▶ **DATA BLOCK**
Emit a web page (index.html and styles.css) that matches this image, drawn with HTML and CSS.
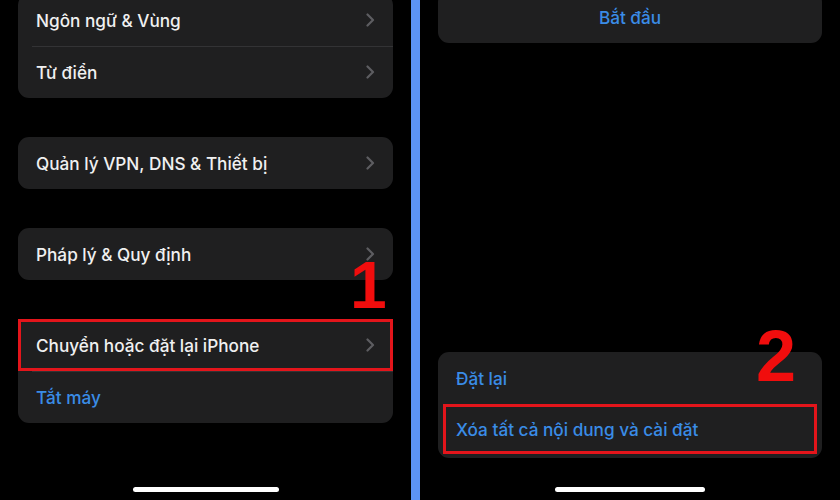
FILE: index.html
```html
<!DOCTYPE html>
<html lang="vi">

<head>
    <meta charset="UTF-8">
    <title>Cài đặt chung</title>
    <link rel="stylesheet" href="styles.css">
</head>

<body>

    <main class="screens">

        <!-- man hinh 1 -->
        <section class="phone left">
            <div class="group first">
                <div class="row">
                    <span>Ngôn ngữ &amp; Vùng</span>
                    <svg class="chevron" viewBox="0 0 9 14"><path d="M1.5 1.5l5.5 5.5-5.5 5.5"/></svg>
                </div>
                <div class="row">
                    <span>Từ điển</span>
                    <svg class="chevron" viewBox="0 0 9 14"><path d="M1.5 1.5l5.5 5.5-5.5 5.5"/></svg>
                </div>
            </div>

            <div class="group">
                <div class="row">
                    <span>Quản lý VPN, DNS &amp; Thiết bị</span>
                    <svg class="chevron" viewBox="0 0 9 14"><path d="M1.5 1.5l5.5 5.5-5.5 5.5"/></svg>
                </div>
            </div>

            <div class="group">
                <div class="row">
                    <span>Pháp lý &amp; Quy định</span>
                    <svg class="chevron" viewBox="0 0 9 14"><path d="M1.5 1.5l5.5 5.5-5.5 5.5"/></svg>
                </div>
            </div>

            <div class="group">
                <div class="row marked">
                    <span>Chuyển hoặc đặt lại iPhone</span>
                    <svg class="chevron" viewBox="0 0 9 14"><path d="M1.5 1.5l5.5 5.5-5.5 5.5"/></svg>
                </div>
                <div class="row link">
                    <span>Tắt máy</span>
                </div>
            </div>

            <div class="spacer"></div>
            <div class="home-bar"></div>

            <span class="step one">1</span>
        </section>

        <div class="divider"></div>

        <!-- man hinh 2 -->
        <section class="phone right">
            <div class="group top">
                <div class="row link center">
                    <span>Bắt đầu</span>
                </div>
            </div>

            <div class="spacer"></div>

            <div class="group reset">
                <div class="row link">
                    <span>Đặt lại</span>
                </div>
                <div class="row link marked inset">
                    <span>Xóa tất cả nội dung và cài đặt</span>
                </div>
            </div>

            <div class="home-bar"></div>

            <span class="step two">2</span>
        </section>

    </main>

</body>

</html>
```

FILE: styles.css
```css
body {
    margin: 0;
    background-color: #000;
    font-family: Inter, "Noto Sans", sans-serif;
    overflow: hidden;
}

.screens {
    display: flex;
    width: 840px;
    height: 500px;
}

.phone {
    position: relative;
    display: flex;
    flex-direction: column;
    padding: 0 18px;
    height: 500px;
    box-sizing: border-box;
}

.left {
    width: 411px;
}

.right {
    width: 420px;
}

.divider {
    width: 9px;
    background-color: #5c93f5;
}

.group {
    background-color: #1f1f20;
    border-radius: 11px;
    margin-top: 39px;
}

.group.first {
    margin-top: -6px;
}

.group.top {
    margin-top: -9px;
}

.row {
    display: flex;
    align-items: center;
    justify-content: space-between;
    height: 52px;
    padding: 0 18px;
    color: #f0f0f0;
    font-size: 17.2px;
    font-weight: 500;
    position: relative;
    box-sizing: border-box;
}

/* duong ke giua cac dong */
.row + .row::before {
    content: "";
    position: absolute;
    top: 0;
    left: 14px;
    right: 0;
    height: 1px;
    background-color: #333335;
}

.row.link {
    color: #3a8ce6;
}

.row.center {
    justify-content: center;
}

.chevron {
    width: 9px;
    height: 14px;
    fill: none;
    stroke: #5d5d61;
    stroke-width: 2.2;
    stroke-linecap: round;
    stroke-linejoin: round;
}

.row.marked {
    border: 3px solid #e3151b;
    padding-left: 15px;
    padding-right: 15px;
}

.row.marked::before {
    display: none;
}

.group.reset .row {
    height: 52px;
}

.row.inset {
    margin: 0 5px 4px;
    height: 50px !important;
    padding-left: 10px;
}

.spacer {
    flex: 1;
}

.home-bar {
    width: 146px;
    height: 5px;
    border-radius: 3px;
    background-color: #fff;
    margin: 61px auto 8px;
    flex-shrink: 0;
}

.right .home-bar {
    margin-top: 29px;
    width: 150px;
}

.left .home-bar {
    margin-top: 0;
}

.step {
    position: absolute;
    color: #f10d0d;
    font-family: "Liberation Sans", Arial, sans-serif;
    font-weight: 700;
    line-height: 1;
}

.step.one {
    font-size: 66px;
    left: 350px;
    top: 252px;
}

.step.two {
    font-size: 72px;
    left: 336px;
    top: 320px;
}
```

▶ **PROBLEM STATEMENT**
Collect each line above holding the string "styles".

▶ **OUTPUT FOR THIS EXERCISE**
Emit a web page (index.html and styles.css) that matches this image, drawn with HTML and CSS.
    <link rel="stylesheet" href="styles.css">
FILE: styles.css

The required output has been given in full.